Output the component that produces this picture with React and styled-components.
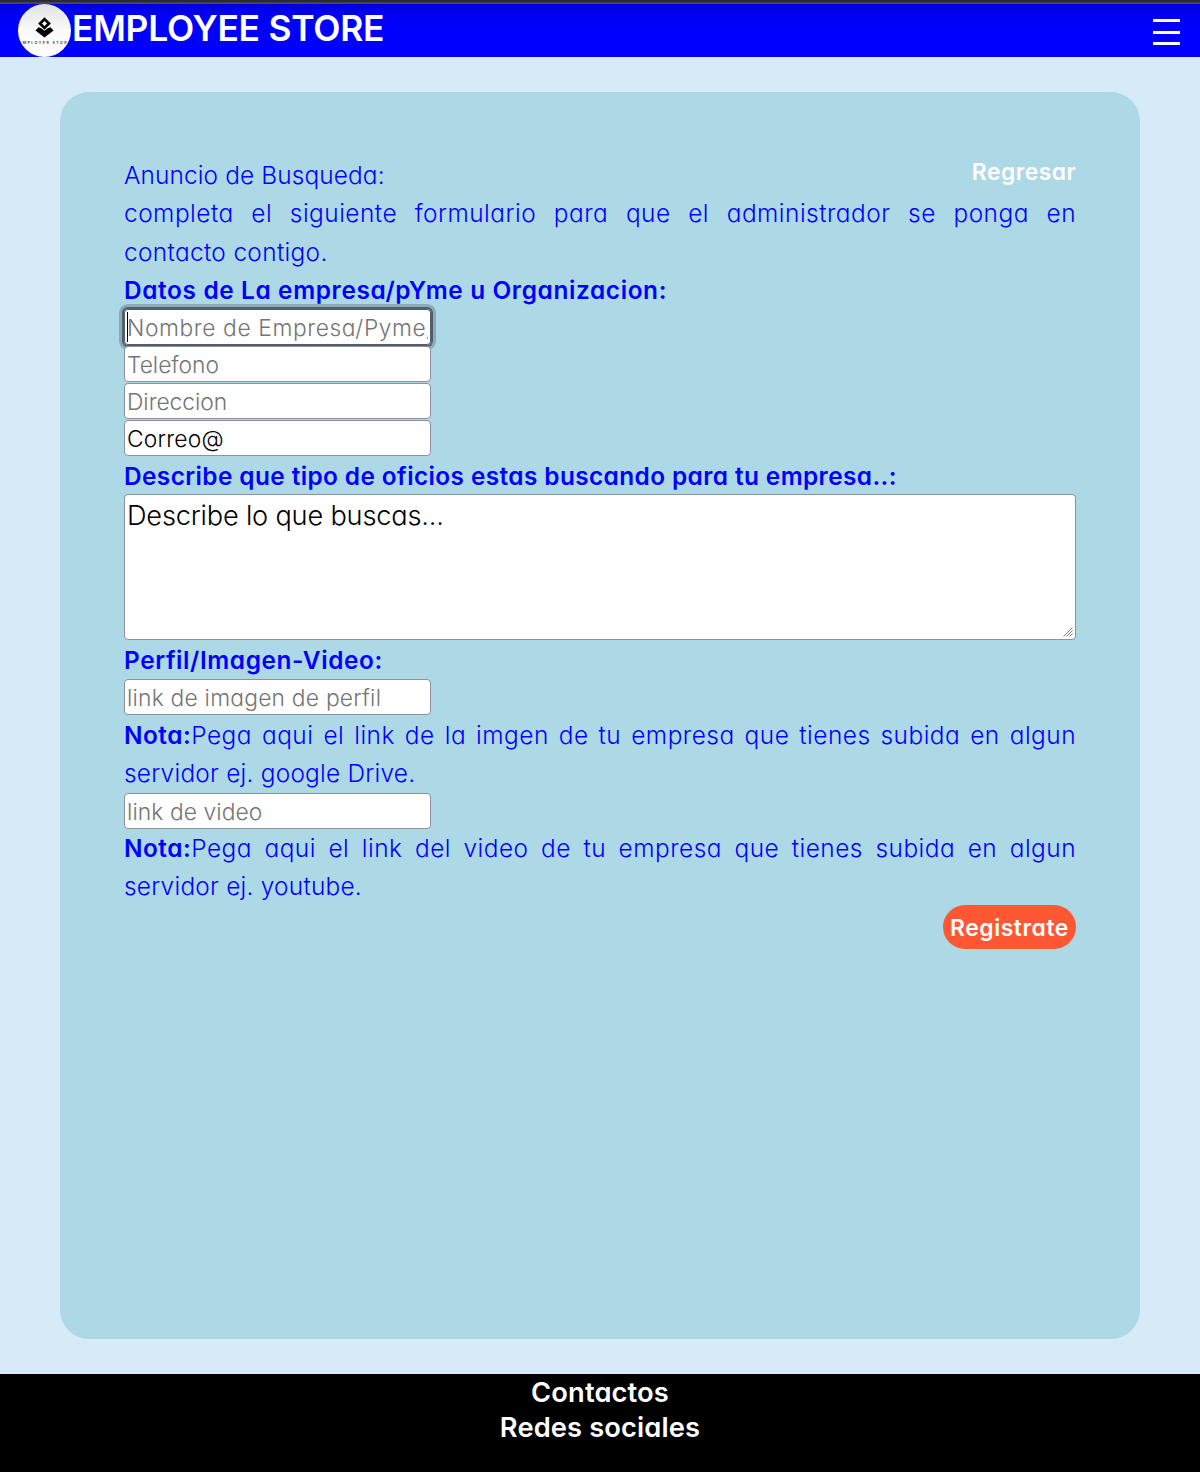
import React from 'react';
import styled, { createGlobalStyle, css } from 'styled-components';

const Global = createGlobalStyle`
  *, *::before, *::after { box-sizing: border-box; }
  body {
    margin: 0;
    background: #d7eaf8;
    font-family: Inter, "Open Sans", sans-serif;
    font-feature-settings: "cv11";
    font-weight: 320;
  }
`;

const Page = styled.div`
  display: flex;
  flex-direction: column;
  min-height: 1472px;
`;

const Header = styled.header`
  display: flex;
  align-items: flex-start;
  height: 57px;
  padding: 4px 19px 0 18px;
  background: linear-gradient(
    #2b2a33 2px,
    #46464d 2px,
    #46464d 4px,
    #0000dc 4px,
    #0000f2 14px,
    #0000ff 28px
  );
`;

const Logo = styled.svg`
  width: 53px;
  height: 53px;
  flex: none;
`;

const Brand = styled.h1`
  flex: 1;
  margin: 0 0 0 1px;
  font-size: 35.4px;
  font-weight: 600;
  line-height: 49px;
  letter-spacing: -0.25px;
  color: #fff;
`;

const MenuButton = styled.button`
  display: flex;
  flex-direction: column;
  justify-content: space-between;
  width: 29px;
  height: 26px;
  margin-top: 15px;
  padding: 0 1px;
  border: 0;
  background: none;
`;

const Bar = styled.span`
  height: 3px;
  background: #fff;
`;

const Main = styled.main`
  flex: 1;
  display: flex;
  padding: 35px 60px;
`;

const Card = styled.section`
  flex: 1;
  padding: 64px;
  border-radius: 29px;
  background: #add8e6;
  color: #0000ff;
`;

const Line = styled.p`
  margin: 0;
  font-size: 24.4px;
  line-height: 38.4px;
  height: 38.4px;
  white-space: nowrap;
  letter-spacing: ${(p) => p.$track ?? 0.25}px;
  ${(p) =>
    p.$justify &&
    css`
      white-space: normal;
      text-align: justify;
      text-align-last: justify;
    `}
`;

const TopRow = styled.div`
  display: flex;
  justify-content: space-between;
`;

const Strong = styled.strong`
  font-weight: 600;
`;

const Back = styled.a`
  font-size: 22.8px;
  font-weight: 600;
  line-height: 32px;
  letter-spacing: 0.5px;
  color: #fff;
`;

const Label = styled.h2`
  margin: 0 0 -0.6px;
  font-size: 24.4px;
  font-weight: 600;
  line-height: 38.4px;
  white-space: nowrap;
  letter-spacing: ${(p) => p.$track}px;
`;

const Field = styled.div`
  position: relative;
  width: 307px;
  height: 36px;
  margin-bottom: ${(p) => p.$gap ?? 1}px;
  border-radius: 4px;
  ${(p) =>
    p.$focused &&
    css`
      box-shadow: 0 0 0 2px #525e6b, 0 0 0 5px #88acb9;
      &::after {
        content: "";
        position: absolute;
        left: 3px;
        top: 3px;
        width: 1px;
        height: 30px;
        background: #000;
      }
    `}
`;

const Input = styled.input`
  display: block;
  width: 100%;
  height: 100%;
  padding: 2px 2px 0;
  border: 1px solid ${(p) => (p.$focused ? '#525e6b' : '#8f8f9d')};
  border-radius: 4px;
  background: #fff;
  outline: none;
  font: inherit;
  font-feature-settings: inherit;
  font-size: 22.8px;
  letter-spacing: ${(p) => p.$track}px;
  color: #000;
  &::placeholder {
    color: #757575;
    opacity: 1;
  }
`;

const AreaWrap = styled.div`
  position: relative;
  height: 146px;
  margin: -1.25px 0 1px;
`;

const Area = styled.textarea`
  display: block;
  width: 100%;
  height: 100%;
  padding: 3px 2px;
  border: 1px solid #8f8f9d;
  border-radius: 4px;
  background: #fff;
  resize: none;
  outline: none;
  font: inherit;
  font-feature-settings: inherit;
  font-size: 27.2px;
  line-height: 36px;
  letter-spacing: -0.2px;
  color: #000;
`;

const Grip = styled.svg`
  position: absolute;
  right: 3px;
  bottom: 3px;
  width: 10px;
  height: 10px;
`;

const Actions = styled.div`
  display: flex;
  justify-content: flex-end;
  margin-top: -0.6px;
`;

const Submit = styled.button`
  width: 133px;
  height: 44px;
  padding: 1px 0 0;
  border: 0;
  border-radius: 22px;
  background: #ff5733;
  font: inherit;
  font-feature-settings: inherit;
  font-size: 22.8px;
  font-weight: 600;
  letter-spacing: 0.6px;
  color: #fff;
`;

const Footer = styled.footer`
  height: 98px;
  padding-top: 1px;
  background: #000;
  text-align: center;
`;

const FooterLink = styled.p`
  margin: 0;
  font-size: 27.3px;
  font-weight: 600;
  line-height: 35px;
  letter-spacing: 0.12px;
  color: #fff;
`;

const LogoText = styled.text`
  font-family: Inter, sans-serif;
  font-size: 3.5px;
  font-weight: 600;
  fill: #333;
`;

function TextField({ focused, gap, track = 0.25, ...rest }) {
  return (
    <Field $focused={focused} $gap={gap}>
      <Input $focused={focused} $track={track} {...rest} />
    </Field>
  );
}

export default function App() {
  return (
    <Page>
      <Global />
      <Header>
        <Logo viewBox="0 0 53 53">
          <defs>
            <linearGradient id="disc" x1="0" y1="0" x2="0" y2="1">
              <stop offset="0" stopColor="#e2e2e2" />
              <stop offset="0.5" stopColor="#fafafa" />
              <stop offset="1" stopColor="#fff" />
            </linearGradient>
            <clipPath id="round"><circle cx="26.5" cy="26.5" r="26.5" /></clipPath>
          </defs>
          <circle cx="26.5" cy="26.5" r="26.5" fill="url(#disc)" />
          <path fillRule="evenodd" d="M26.5 13.2l6.4 6.2-6.4 6.4-6.4-6.4zM26.5 16.9l-2.6 2.6 2.6 2.6 2.6-2.6z" fill="#000" />
          <path d="M17.4 26.6l3.2-3.4q2.4.3 5.9 3.5 3.5-3.2 5.9-3.5l3.2 3.4-9.1 6.9z" fill="#000" />
          <g clipPath="url(#round)">
            <LogoText x="1.2" y="39.8" textLength="51">EMPLOYER STORE</LogoText>
          </g>
        </Logo>
        <Brand>EMPLOYEE STORE</Brand>
        <MenuButton aria-label="Menu">
          <Bar />
          <Bar />
          <Bar />
        </MenuButton>
      </Header>

      <Main>
        <Card>
          <TopRow>
            <Line $track={0.13}>Anuncio de Busqueda:</Line>
            <Back>Regresar</Back>
          </TopRow>
          <Line $justify $track={0.5}>completa el siguiente formulario para que el administrador se ponga en</Line>
          <Line $track={0.35}>contacto contigo.</Line>

          <Label $track={0.63}>Datos de La empresa/pYme u Organizacion:</Label>
          <TextField focused placeholder="Nombre de Empresa/Pyme/Organizacion" track={0.6} />
          <TextField placeholder="Telefono" track={-0.03} />
          <TextField placeholder="Direccion" track={-0.03} />
          <TextField defaultValue="Correo@" />

          <Label $track={0.4}>Describe que tipo de oficios estas buscando para tu empresa..:</Label>
          <AreaWrap>
            <Area defaultValue="Describe lo que buscas..." />
            <Grip viewBox="0 0 10 10" stroke="#777" strokeWidth="1" fill="none">
              <path d="M.5 9.5l9-9M3.5 9.5l6-6M6.5 9.5l3-3" />
            </Grip>
          </AreaWrap>

          <Label $track={0.6}>Perfil/Imagen-Video:</Label>
          <TextField placeholder="link de imagen de perfil" track={0.22} />
          <Line $justify $track={0.5}>
            <Strong>Nota:</Strong>Pega aqui el link de la imgen de tu empresa que tienes subida en algun
          </Line>
          <Line $track={0.25}>servidor ej. google Drive.</Line>
          <TextField placeholder="link de video" track={0.08} gap={0} />
          <Line $justify $track={0.5}>
            <Strong>Nota:</Strong>Pega aqui el link del video de tu empresa que tienes subida en algun
          </Line>
          <Line $track={0.25}>servidor ej. youtube.</Line>
          <Actions>
            <Submit>Registrate</Submit>
          </Actions>
        </Card>
      </Main>

      <Footer>
        <FooterLink>Contactos</FooterLink>
        <FooterLink>Redes sociales</FooterLink>
      </Footer>
    </Page>
  );
}
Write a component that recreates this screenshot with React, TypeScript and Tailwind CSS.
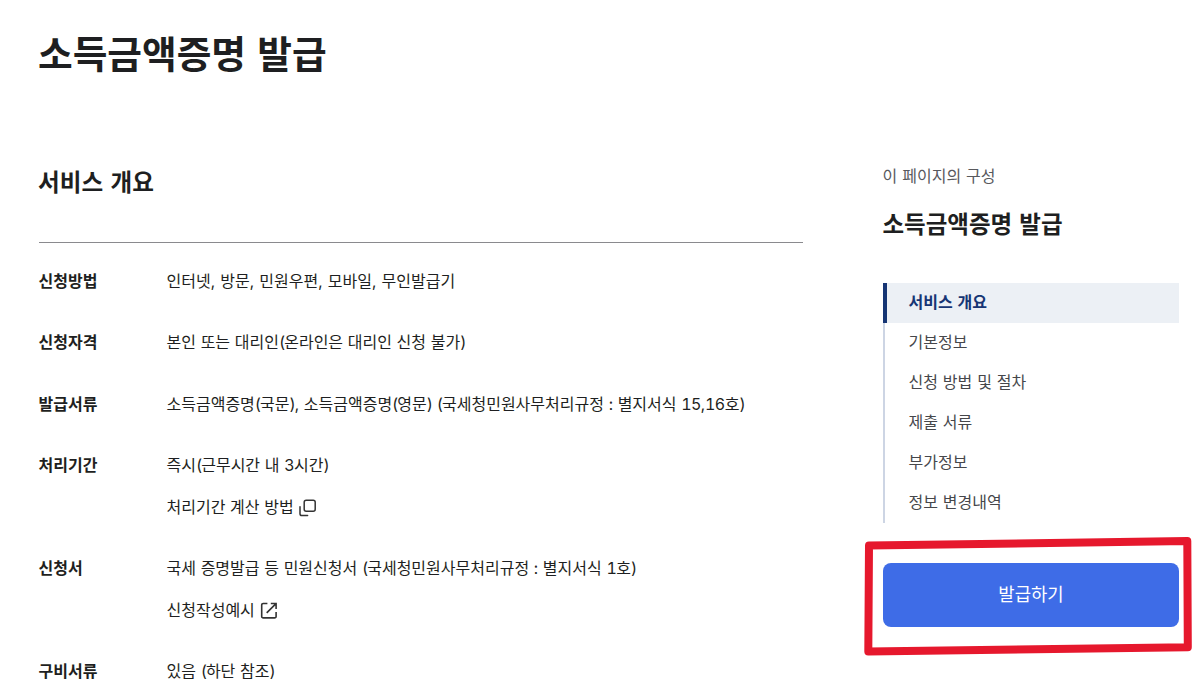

★ ★ ★ ★

Looking at the listing above, count the lines that contain "with" and give nothing but the number.

2